What happened? With a meaty thud, much is swept aside by a buzzer-beating trip down a double-digit sized stair set, same as the multi-kink hulk that Kyle Walker conquered to gazump Evan Smith last year. Fate opened a lane for Fred Gall-shaped Floridian Jamie Foy this year, dispening tickets to Thrasher’s KOTR and Am Scramble trips, and Jamie Foy pushed the pedal all the way down. It is difficult to remember or indeed, imagine a faster rise — getting on a board company at the start of the year, a pro board a few months later, and then Ty Evans’ ‘Flat Earth’ film, providing a ham-going fourth-quarter opportunity that Jamie Foy took once again, carving two notches into the famed El Toro set.

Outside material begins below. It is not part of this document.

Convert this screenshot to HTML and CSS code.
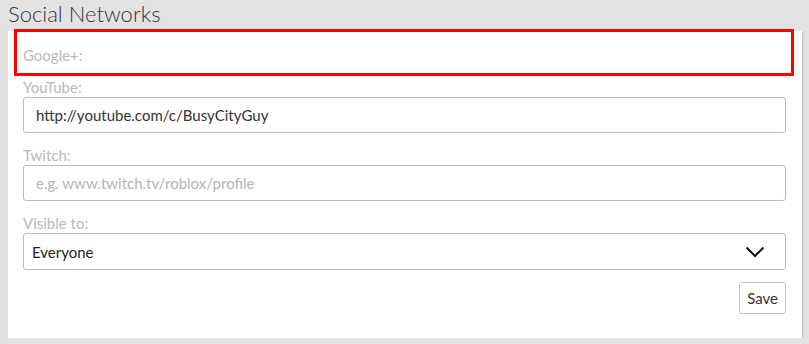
FILE: index.html
```html
<!DOCTYPE html>
<html lang="en">
<head>
    <meta charset="UTF-8">
    <title>Social Networks</title>
    <link rel="stylesheet" href="styles.css">
</head>
<body>
    <h2 class="section-title">Social Networks</h2>

    <div class="panel">
        <div class="form-group">
            <label class="field-label">Google+:</label>
        </div>
        <div class="form-group">
            <label class="field-label" for="youtube">YouTube:</label>
            <input class="field-input" type="text" id="youtube" value="http://youtube.com/c/BusyCityGuy">
        </div>
        <div class="form-group">
            <label class="field-label" for="twitch">Twitch:</label>
            <input class="field-input" type="text" id="twitch" placeholder="e.g. www.twitch.tv/roblox/profile">
        </div>
        <div class="form-group">
            <label class="field-label" for="visible">Visible to:</label>
            <div class="select-box" id="visible">
                <span>Everyone</span>
                <svg class="chevron" width="20" height="12" viewBox="0 0 20 12">
                    <polyline points="1.5,1.5 10,10 18.5,1.5" fill="none" stroke="#111" stroke-width="2"/>
                </svg>
            </div>
        </div>
        <div class="actions">
            <button class="save-btn">Save</button>
        </div>
    </div>

    <div class="highlight"></div>
</body>
</html>
```

FILE: styles.css
```css
body {
    margin: 0;
    padding: 0 7px 0 8px;
    background: #e3e3e3;
    font-family: Lato, "Open Sans", sans-serif;
    position: relative;
}

.section-title {
    margin: 0;
    height: 31px;
    font-size: 22px;
    font-weight: 300;
    line-height: 28px;
    color: #343434;
}

.panel {
    background: #fff;
    padding: 14px 16px 24px 15px;
    box-shadow: 1px 1px 2px rgba(0, 0, 0, 0.18);
}

.form-group { margin-bottom: 12px; }
.form-group:last-of-type { margin-bottom: 0; }

.field-label {
    display: block;
    height: 20px;
    font-size: 15px;
    line-height: 20px;
    color: #b9b9b9;
}

.field-input {
    display: block;
    width: 100%;
    height: 36px;
    box-sizing: border-box;
    padding: 0 12px;
    border: 1px solid #bdbdbd;
    border-radius: 3px;
    font-family: inherit;
    font-size: 15px;
    color: #333;
    outline: none;
}

.field-input::placeholder { color: #b5b5b5; }

.select-box {
    display: flex;
    align-items: center;
    justify-content: space-between;
    height: 37px;
    box-sizing: border-box;
    padding: 0 20px 0 8px;
    border: 1px solid #bdbdbd;
    border-radius: 3px;
    font-size: 15px;
    color: #222;
}

.actions {
    display: flex;
    justify-content: flex-end;
    margin-top: 10px;
}

.save-btn {
    height: 32px;
    padding: 0 7px;
    background: #fff;
    border: 1px solid #c4c4c4;
    border-radius: 3px;
    font-family: inherit;
    font-size: 15px;
    color: #333;
}

.highlight {
    position: absolute;
    left: 14px;
    top: 29px;
    width: 774px;
    height: 41px;
    border: 3px solid #ff0000;
}
```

If Skater of the Year campaigns are evolving into meticulously planned, months-long efforts to strategically release footage, get your guy onto the right trips and pump up the IG volume, is there a certain allure in getting behind the bowling ball barreling toward all the carefully set pins?

Is the speed of Jamie Foy’s ascent, from amateur to pro and SOTY the same year, a reflection of or reason behind the breakneck pace driving skate media these days? Will a starring turn on Thrasher’s Viceland series become a prime propulsion toward future SOTY titles, as Vice veers frighteningly close to MTV territory in terms of thirstily mining skating for TV fodder? Could the nod to Jamie Foy also serve as a quiet acknowledgement that it shoulda been Fred Gall one of those years? Do we, the slack-jawed viewer, remain the ultimate winners even as Skater of the Year campaigns grow more overt and assertive? Do all the stair counts and smoothly executed pop shove-it reverts fall by the wayside when considering the way another perennial contender, Tiago Lemos, forces the world to reimagine what is even possible?

*With The Skateboard Mag gone away, does Thrasher revert to the shorthand “the mag” again?